--- START OF GIVEN INFORMATION ---

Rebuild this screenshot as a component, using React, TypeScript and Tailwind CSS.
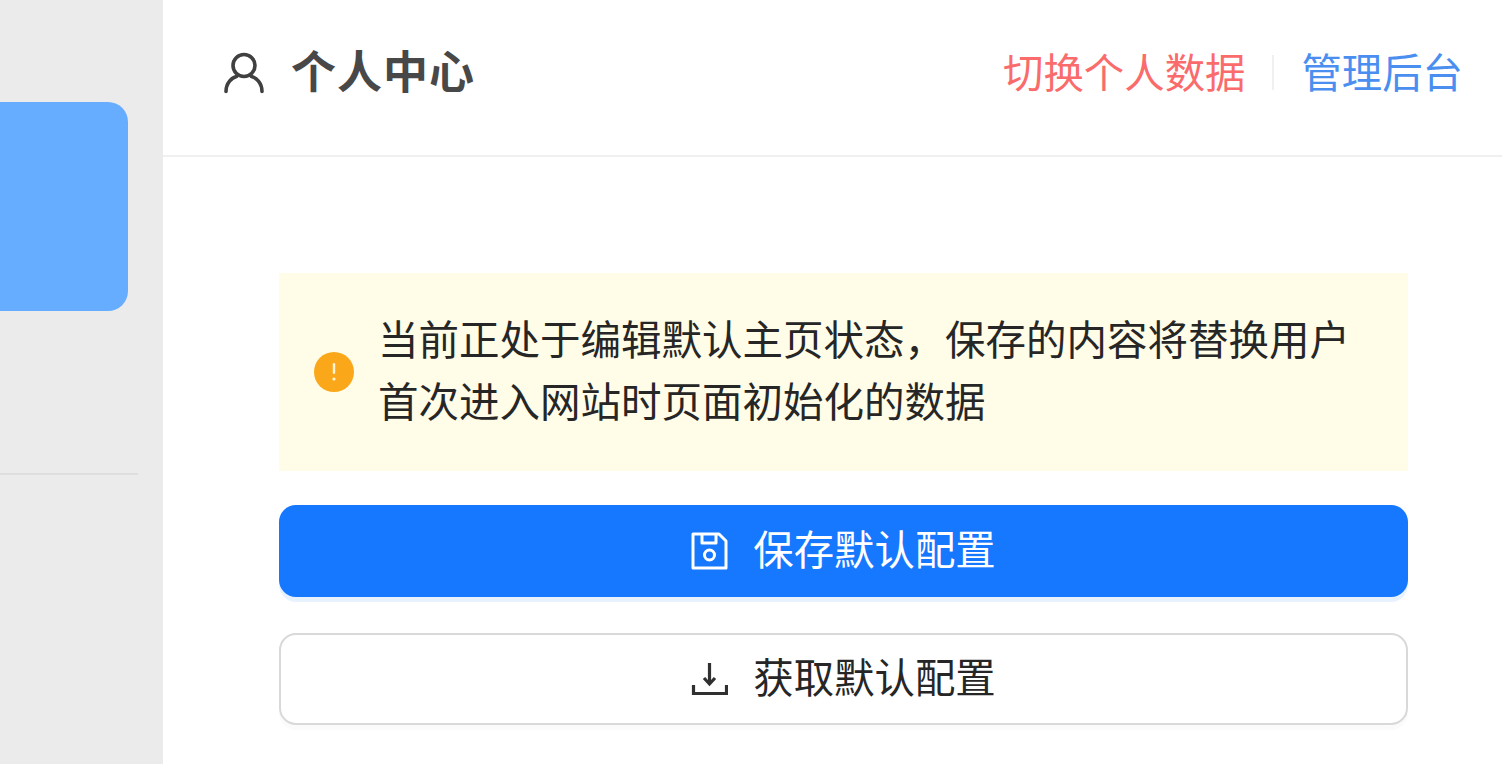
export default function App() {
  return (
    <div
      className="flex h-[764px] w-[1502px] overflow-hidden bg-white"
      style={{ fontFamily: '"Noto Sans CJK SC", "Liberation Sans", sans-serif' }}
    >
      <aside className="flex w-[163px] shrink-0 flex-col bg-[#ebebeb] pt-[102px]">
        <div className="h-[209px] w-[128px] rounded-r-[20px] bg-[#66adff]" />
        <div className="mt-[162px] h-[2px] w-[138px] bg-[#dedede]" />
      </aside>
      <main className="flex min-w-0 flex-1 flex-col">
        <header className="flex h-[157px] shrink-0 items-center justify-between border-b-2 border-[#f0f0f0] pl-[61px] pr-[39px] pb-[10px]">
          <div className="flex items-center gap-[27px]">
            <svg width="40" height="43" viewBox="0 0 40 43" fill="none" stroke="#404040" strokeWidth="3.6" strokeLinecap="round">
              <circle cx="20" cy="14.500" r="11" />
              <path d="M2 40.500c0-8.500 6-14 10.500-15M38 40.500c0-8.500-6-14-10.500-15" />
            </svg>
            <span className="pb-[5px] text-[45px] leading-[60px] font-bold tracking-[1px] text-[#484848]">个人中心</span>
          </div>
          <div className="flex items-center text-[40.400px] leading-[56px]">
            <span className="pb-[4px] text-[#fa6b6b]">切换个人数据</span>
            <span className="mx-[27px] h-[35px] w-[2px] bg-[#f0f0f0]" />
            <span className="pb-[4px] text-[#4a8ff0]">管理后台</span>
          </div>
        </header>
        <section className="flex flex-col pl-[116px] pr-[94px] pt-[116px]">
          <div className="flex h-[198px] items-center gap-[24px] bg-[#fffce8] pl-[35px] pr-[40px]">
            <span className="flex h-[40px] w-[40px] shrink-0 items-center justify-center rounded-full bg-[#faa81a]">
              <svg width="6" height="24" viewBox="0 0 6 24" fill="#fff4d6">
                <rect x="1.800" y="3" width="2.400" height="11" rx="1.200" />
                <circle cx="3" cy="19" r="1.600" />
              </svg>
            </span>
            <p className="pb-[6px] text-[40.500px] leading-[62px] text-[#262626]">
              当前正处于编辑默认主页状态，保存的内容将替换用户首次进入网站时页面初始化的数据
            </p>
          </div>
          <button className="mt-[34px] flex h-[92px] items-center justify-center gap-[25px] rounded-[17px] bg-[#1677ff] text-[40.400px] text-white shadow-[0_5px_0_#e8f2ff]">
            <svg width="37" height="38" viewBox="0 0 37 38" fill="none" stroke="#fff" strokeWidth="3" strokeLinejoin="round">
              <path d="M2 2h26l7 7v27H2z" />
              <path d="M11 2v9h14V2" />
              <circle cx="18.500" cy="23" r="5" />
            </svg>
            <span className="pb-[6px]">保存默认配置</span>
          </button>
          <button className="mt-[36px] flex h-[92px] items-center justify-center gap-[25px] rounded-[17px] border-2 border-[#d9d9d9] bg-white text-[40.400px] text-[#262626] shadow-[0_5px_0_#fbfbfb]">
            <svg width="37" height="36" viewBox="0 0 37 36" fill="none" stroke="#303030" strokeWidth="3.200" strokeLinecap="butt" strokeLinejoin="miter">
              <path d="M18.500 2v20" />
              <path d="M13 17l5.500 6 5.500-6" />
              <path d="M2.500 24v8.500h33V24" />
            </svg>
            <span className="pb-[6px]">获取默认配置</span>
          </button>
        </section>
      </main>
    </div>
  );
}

--- END OF GIVEN INFORMATION ---

* EXERCISE
Reproduce the listing exactly. Leave its pictures out.

* RESULT OF THIS EXERCISE
Rebuild this screenshot as a component, using React, TypeScript and Tailwind CSS.
export default function App() {
  return (
    <div
      className="flex h-[764px] w-[1502px] overflow-hidden bg-white"
      style={{ fontFamily: '"Noto Sans CJK SC", "Liberation Sans", sans-serif' }}
    >
      <aside className="flex w-[163px] shrink-0 flex-col bg-[#ebebeb] pt-[102px]">
        <div className="h-[209px] w-[128px] rounded-r-[20px] bg-[#66adff]" />
        <div className="mt-[162px] h-[2px] w-[138px] bg-[#dedede]" />
      </aside>
      <main className="flex min-w-0 flex-1 flex-col">
        <header className="flex h-[157px] shrink-0 items-center justify-between border-b-2 border-[#f0f0f0] pl-[61px] pr-[39px] pb-[10px]">
          <div className="flex items-center gap-[27px]">
            <svg width="40" height="43" viewBox="0 0 40 43" fill="none" stroke="#404040" strokeWidth="3.6" strokeLinecap="round">
              <circle cx="20" cy="14.500" r="11" />
              <path d="M2 40.500c0-8.500 6-14 10.500-15M38 40.500c0-8.500-6-14-10.500-15" />
            </svg>
            <span className="pb-[5px] text-[45px] leading-[60px] font-bold tracking-[1px] text-[#484848]">个人中心</span>
          </div>
          <div className="flex items-center text-[40.400px] leading-[56px]">
            <span className="pb-[4px] text-[#fa6b6b]">切换个人数据</span>
            <span className="mx-[27px] h-[35px] w-[2px] bg-[#f0f0f0]" />
            <span className="pb-[4px] text-[#4a8ff0]">管理后台</span>
          </div>
        </header>
        <section className="flex flex-col pl-[116px] pr-[94px] pt-[116px]">
          <div className="flex h-[198px] items-center gap-[24px] bg-[#fffce8] pl-[35px] pr-[40px]">
            <span className="flex h-[40px] w-[40px] shrink-0 items-center justify-center rounded-full bg-[#faa81a]">
              <svg width="6" height="24" viewBox="0 0 6 24" fill="#fff4d6">
                <rect x="1.800" y="3" width="2.400" height="11" rx="1.200" />
                <circle cx="3" cy="19" r="1.600" />
              </svg>
            </span>
            <p className="pb-[6px] text-[40.500px] leading-[62px] text-[#262626]">
              当前正处于编辑默认主页状态，保存的内容将替换用户首次进入网站时页面初始化的数据
            </p>
          </div>
          <button className="mt-[34px] flex h-[92px] items-center justify-center gap-[25px] rounded-[17px] bg-[#1677ff] text-[40.400px] text-white shadow-[0_5px_0_#e8f2ff]">
            <svg width="37" height="38" viewBox="0 0 37 38" fill="none" stroke="#fff" strokeWidth="3" strokeLinejoin="round">
              <path d="M2 2h26l7 7v27H2z" />
              <path d="M11 2v9h14V2" />
              <circle cx="18.500" cy="23" r="5" />
            </svg>
            <span className="pb-[6px]">保存默认配置</span>
          </button>
          <button className="mt-[36px] flex h-[92px] items-center justify-center gap-[25px] rounded-[17px] border-2 border-[#d9d9d9] bg-white text-[40.400px] text-[#262626] shadow-[0_5px_0_#fbfbfb]">
            <svg width="37" height="36" viewBox="0 0 37 36" fill="none" stroke="#303030" strokeWidth="3.200" strokeLinecap="butt" strokeLinejoin="miter">
              <path d="M18.500 2v20" />
              <path d="M13 17l5.500 6 5.500-6" />
              <path d="M2.500 24v8.500h33V24" />
            </svg>
            <span className="pb-[6px]">获取默认配置</span>
          </button>
        </section>
      </main>
    </div>
  );
}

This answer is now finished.